2003-12-31 Thread AdamDonahue
At the time, I did: I used simple sql_tracing for much of the analysis, 
and definitely analyzed in stages.  Unfortunately, most of the trace data 
was lost.  I have a couple of the files, from which I started with 10,000 
row inserts (with commit batches of 2000) vs. 10,000 directly appended 
rows.

For 10,000 single row inserts (non-pipelined function), the average was 
about 370 rows/second.
For 10,000 appended rows (pipelined), the average was about 2100 
rows/second; this scaled mostly linearly to 100 rows (in further 
testing), and to the total number of rows in the table.  Clearly this was 
a big improvement to the original function, although the query/index was 
probably the best performance improvement overall. 

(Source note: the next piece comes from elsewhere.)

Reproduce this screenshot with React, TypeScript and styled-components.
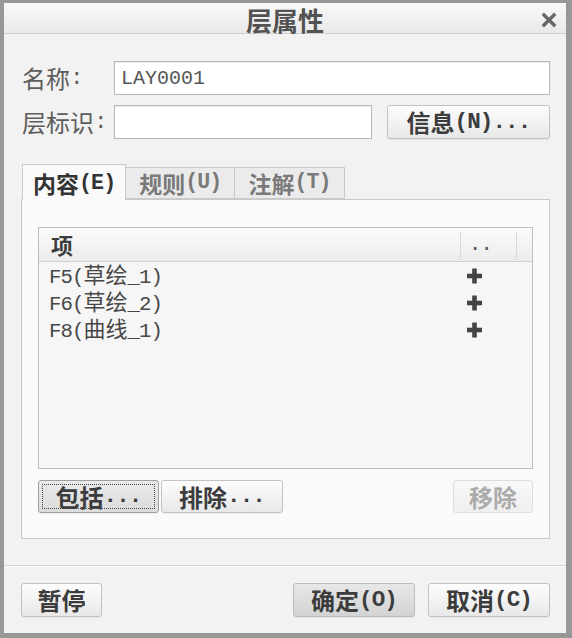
import React from "react";
import styled, { createGlobalStyle, css } from "styled-components";

const CJK = `"Noto Sans CJK SC", "Liberation Sans", sans-serif`;

const GlobalStyle = createGlobalStyle`
  html, body { margin: 0; padding: 0; background: #f2f2f2; }
  body { font-family: ${CJK}; }
  * { box-sizing: border-box; }
`;

const Lat = styled.span`
  font-family: "Liberation Mono", monospace;
  font-size: 0.94em;
  letter-spacing: -0.9px;
  line-height: 1;
`;

function Mixed({ text }: { text: string }) {
  const parts = text.split(/([\x00-\xff]+)/).filter(Boolean);
  return (
    <>
      {parts.map((p, i) =>
        /^[\x00-\xff]+$/.test(p) ? <Lat key={i}>{p}</Lat> : <React.Fragment key={i}>{p}</React.Fragment>
      )}
    </>
  );
}

const Dialog = styled.div`
  width: 572px;
  height: 638px;
  display: flex;
  flex-direction: column;
  background: #f2f2f2;
  border-style: solid;
  border-color: #979797;
  border-width: 3px 6px 5px 4px;
  font-family: ${CJK};
`;

const TitleBar = styled.div`
  height: 31px;
  flex: none;
  display: grid;
  grid-template-columns: 1fr auto 1fr;
  align-items: center;
  padding-top: 3px;
  background: linear-gradient(#f8f8f8, #e9e9e9);
  border-bottom: 1px solid #cfcfcf;
`;

const Title = styled.div`
  grid-column: 2;
  font-size: 26px;
  font-weight: 700;
  color: #525252;
  line-height: 28px;
`;

const Close = styled.div`
  grid-column: 3;
  justify-self: end;
  display: flex;
  padding-right: 9px;
`;

const Main = styled.div`
  padding: 27px 16px 0 17px;
  display: flex;
  flex-direction: column;
`;

const Form = styled.div`
  display: grid;
  grid-template-columns: 93px 1fr;
  grid-auto-rows: 34px;
  row-gap: 10px;
`;

const Label = styled.div`
  height: 34px;
  display: flex;
  align-items: center;
  font-size: 24px;
  line-height: 1;
  color: #5d5d5d;
  padding-left: 1px;
  white-space: pre;
`;

const FieldRow = styled.div`
  display: flex;
  gap: 15px;
  height: 34px;
`;

const TextInput = styled.input<{ $w?: number }>`
  height: 34px;
  width: ${(p) => (p.$w ? `${p.$w}px` : "100%")};
  flex: ${(p) => (p.$w ? "none" : "1")};
  border: 1px solid #b7b7b7;
  background: #fff;
  box-shadow: inset 0 1px 1px rgba(0, 0, 0, 0.07);
  padding: 0 6px;
  font-family: "Liberation Mono", monospace;
  font-size: 20px;
  color: #555;
  outline: none;
`;

type BtnKind = "normal" | "default" | "focus" | "disabled";

const Button = styled.button<{ $kind?: BtnKind; $w?: number; $h?: number }>`
  position: relative;
  height: ${(p) => p.$h ?? 34}px;
  width: ${(p) => (p.$w ? `${p.$w}px` : "auto")};
  flex: ${(p) => (p.$w ? "none" : "1")};
  display: flex;
  align-items: center;
  justify-content: center;
  white-space: pre;
  padding: 0;
  border: 1px solid #c2c2c2;
  border-radius: 3px;
  background: linear-gradient(#fdfdfd, #e8e8e8);
  font-family: ${CJK};
  font-size: 24px;
  font-weight: 700;
  line-height: 1;
  color: #3c3c3c;
  box-shadow: 0 1px 0 rgba(0, 0, 0, 0.05);
  ${(p) =>
    p.$kind === "default" &&
    css`
      background: linear-gradient(#e7e7e7, #d3d3d3);
      border-color: #bcbcbc;
    `}
  ${(p) =>
    p.$kind === "focus" &&
    css`
      background: linear-gradient(#e9e9e9, #dcdcdc);
      border-color: #9f9f9f;
      &::after {
        content: "";
        position: absolute;
        inset: 3px;
        border: 1px dotted #444;
      }
    `}
  ${(p) =>
    p.$kind === "disabled" &&
    css`
      color: #ababab;
      background: linear-gradient(#f8f8f8, #efefef);
      border-color: #dddddd;
      box-shadow: none;
    `}
`;

const TabStrip = styled.div`
  display: flex;
  align-items: flex-end;
  height: 35px;
  margin-top: 25px;
  padding-left: 1px;
`;

const Tab = styled.div<{ $active?: boolean }>`
  height: ${(p) => (p.$active ? 36 : 32)}px;
  padding: ${(p) => (p.$active ? "2px 10px 0" : "0 13px 0")};
  margin-bottom: ${(p) => (p.$active ? -1 : 0)}px;
  margin-left: ${(p) => (p.$active ? 0 : -1)}px;
  display: flex;
  align-items: center;
  white-space: pre;
  border: 1px solid #c9c9c9;
  border-bottom: ${(p) => (p.$active ? "none" : "1px solid #c9c9c9")};
  background: ${(p) => (p.$active ? "#fafafa" : "#ebebeb")};
  font-size: 23px;
  line-height: 1;
  font-weight: 700;
  color: ${(p) => (p.$active ? "#333" : "#7a7a7a")};
  z-index: ${(p) => (p.$active ? 1 : 0)};
  &:first-child {
    margin-left: 0;
  }
`;

const Panel = styled.div`
  height: 340px;
  border: 1px solid #c9c9c9;
  background: #fafafa;
  padding: 27px 16px 0 16px;
  display: flex;
  flex-direction: column;
`;

const List = styled.div`
  height: 242px;
  flex: none;
  border: 1px solid #bdbdbd;
  background: #f6f6f6;
  display: flex;
  flex-direction: column;
`;

const Cols = css`
  display: grid;
  grid-template-columns: 1fr 56px 16px;
`;

const ListHeader = styled.div`
  ${Cols};
  height: 34px;
  flex: none;
  border-bottom: 1px solid #cfcfcf;
  background: linear-gradient(#fbfbfb, #ececec);
`;

const HeadCell = styled.div<{ $sep?: boolean }>`
  display: flex;
  align-items: flex-end;
  padding-bottom: 6px;
  font-size: 22px;
  font-weight: 700;
  color: #3d3d3d;
  line-height: 1;
  ${(p) =>
    p.$sep
      ? css`
          border-left: 1px solid #d8d8d8;
          margin: 4px 0 1px;
          padding-left: 8px;
          padding-bottom: 4px;
          font-weight: 400;
          color: #555;
        `
      : css`
          padding-left: 12px;
        `}
`;

const Row = styled.div`
  ${Cols};
  height: 27px;
  flex: none;
  align-items: center;
`;

const RowText = styled.div`
  padding-left: 10px;
  font-size: 22px;
  color: #474747;
  line-height: 1;
  white-space: pre;
`;

const RowMark = styled.div`
  display: flex;
  padding-left: 7px;
`;

const PanelButtons = styled.div`
  display: flex;
  align-items: center;
  gap: 2px;
  margin-top: 11px;
`;

const Spacer = styled.div`
  flex: 1;
`;

const Footer = styled.div`
  margin-top: auto;
  border-top: 1px solid #d3d3d3;
  box-shadow: inset 0 1px 0 #fbfbfb;
  padding: 17px 16px 16px 17px;
  display: flex;
  align-items: center;
  gap: 13px;
`;

const Plus = () => (
  <svg width="15" height="16" viewBox="0 0 15 16">
    <rect x="5.2" y="0.5" width="4.6" height="15" fill="#444" />
    <rect x="0" y="5.7" width="15" height="4.6" fill="#444" />
  </svg>
);

const CloseIcon = () => (
  <svg width="16" height="16" viewBox="0 0 16 16">
    <path d="M3 3 L13 13 M13 3 L3 13" stroke="#676767" strokeWidth="3.4" strokeLinecap="square" />
  </svg>
);

const items = ["F5(草绘_1)", "F6(草绘_2)", "F8(曲线_1)"];

export default function App() {
  return (
    <>
      <GlobalStyle />
      <Dialog>
        <TitleBar>
          <Title>层属性</Title>
          <Close>
            <CloseIcon />
          </Close>
        </TitleBar>
        <Main>
          <Form>
            <Label>
              <Mixed text="名称:" />
            </Label>
            <FieldRow>
              <TextInput defaultValue="LAY0001" readOnly />
            </FieldRow>
            <Label>
              <Mixed text="层标识:" />
            </Label>
            <FieldRow>
              <TextInput $w={258} readOnly />
              <Button>
                <Mixed text="信息(N)..." />
              </Button>
            </FieldRow>
          </Form>
          <TabStrip>
            <Tab $active>
              <Mixed text="内容(E)" />
            </Tab>
            <Tab>
              <Mixed text="规则(U)" />
            </Tab>
            <Tab>
              <Mixed text="注解(T)" />
            </Tab>
          </TabStrip>
          <Panel>
            <List>
              <ListHeader>
                <HeadCell>项</HeadCell>
                <HeadCell $sep>
                  <Lat>..</Lat>
                </HeadCell>
                <HeadCell $sep />
              </ListHeader>
              {items.map((t) => (
                <Row key={t}>
                  <RowText>
                    <Mixed text={t} />
                  </RowText>
                  <RowMark>
                    <Plus />
                  </RowMark>
                  <span />
                </Row>
              ))}
            </List>
            <PanelButtons>
              <Button $kind="focus" $w={121} $h={33}>
                <Mixed text="包括..." />
              </Button>
              <Button $w={122} $h={33}>
                <Mixed text="排除..." />
              </Button>
              <Spacer />
              <Button $kind="disabled" $w={80} $h={33}>
                移除
              </Button>
            </PanelButtons>
          </Panel>
        </Main>
        <Footer>
          <Button $w={81}>暂停</Button>
          <Spacer />
          <Button $kind="default" $w={122}>
            <Mixed text="确定(O)" />
          </Button>
          <Button $w={122}>
            <Mixed text="取消(C)" />
          </Button>
        </Footer>
      </Dialog>
    </>
  );
}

Another not insignificant contributor to the overall time of the original 
(and tuned) procedure was the target table sequence.  Adding even a small 
cache (10) to the sequence dropped its overall contribution to the runtime 
significantly, but it was still the second-largest contributor to the 
tuned function, following the insert.  I also removed redundant calls to 
USER with a single call and variable (an obvious programming flaw).

It's interesting that such a 'little' procedure can be tuned in so many 
ways, and so quickly.  There must be thousands of these problems out 
there.  And this procedure was written by an Oracle consultant!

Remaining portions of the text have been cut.